- Cutting Edge
How UT Austin is helping students, staff embrace VR
On the Cutting EDge podcast, the founding director of the Texas Immersive Institute at the University of Texas at Austin says she’s working to help make virtual reality — and other similar technologies — accessible for students and faculty at the university.
Erin Reilly, the institute’s director, says the Immersive Institute is designed to help students understand topics in different ways, through better storytelling and other more visual opportunities presented by reality augmentation.
Earlier this summer, students from UT Austin’s medical school came to the institute to work on Solar Run — a project that evaluates the efficacy of protective measures against skin cancer.

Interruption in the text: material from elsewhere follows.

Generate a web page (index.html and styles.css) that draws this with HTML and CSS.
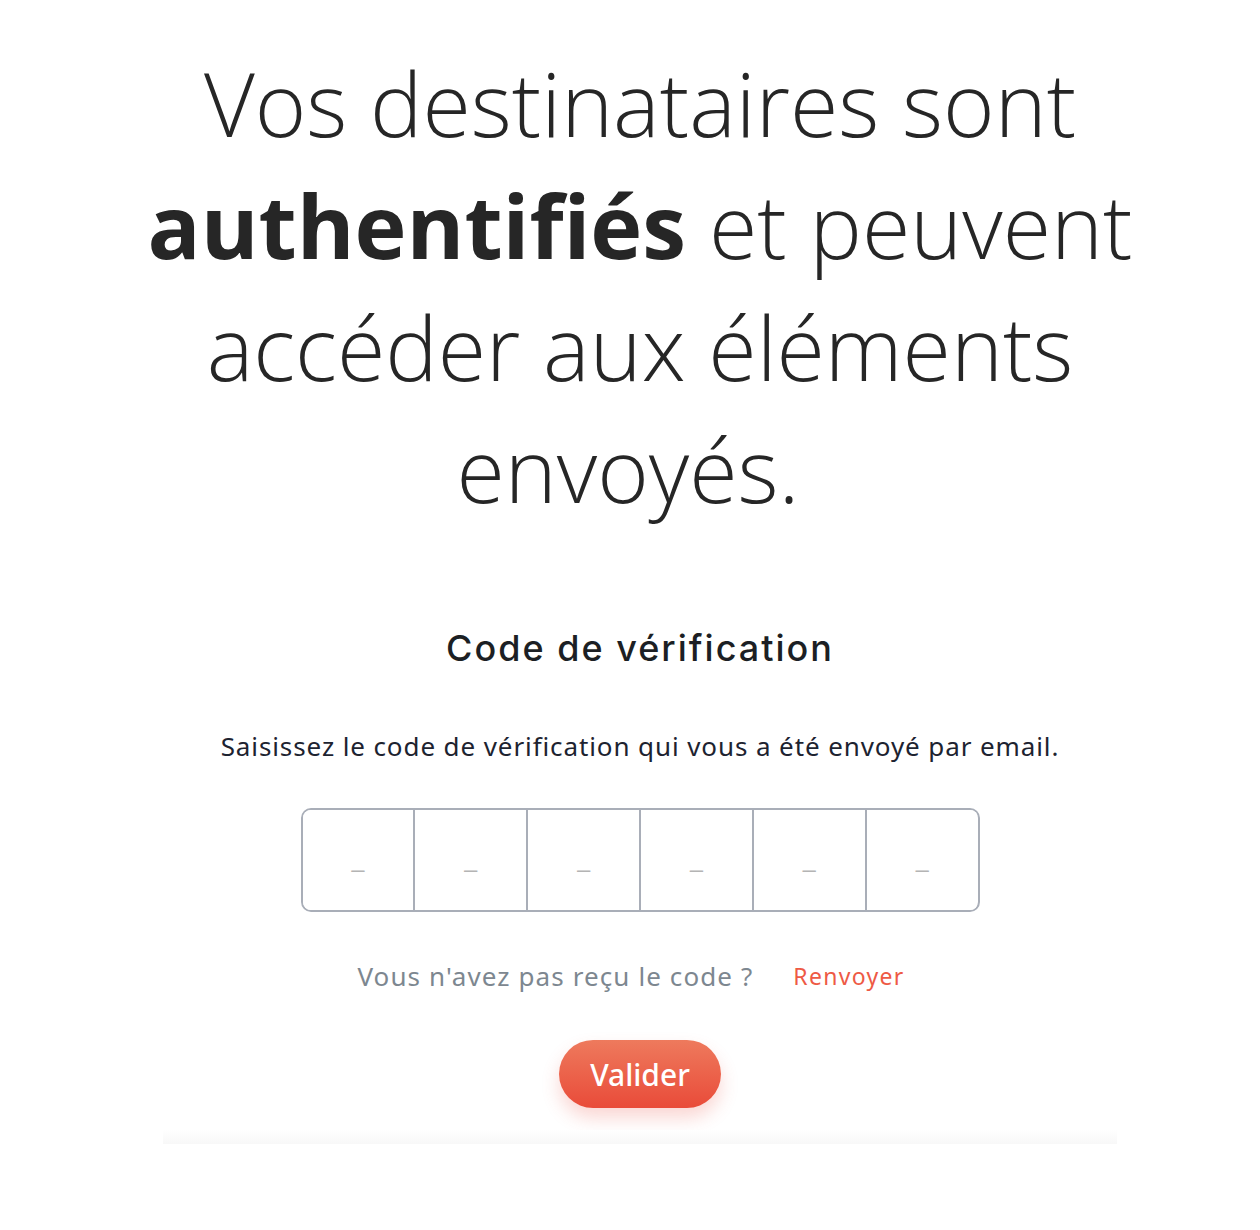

Working in collaboration with Nanyang Technological University in Singapore, students were able to see the effects protective measures like sunscreen have over time in an augmented reality environment.
“The students are gravitating towards it because we are so open-ended,” Reilly says. “We give them the frameworks and knowledge of looking at audiences differently, or thinking about how narrative design and storytelling can really be brought back to your industry.”
The institute was founded two years, and has graduated three cohorts of students.
“Our mission is to provide access to emerging technology and research, and to design immersive experiences,” Reilly says. “Our goal is to use new forms of storytelling to share solutions to big problems that are both responsive, responsible and remarkable.”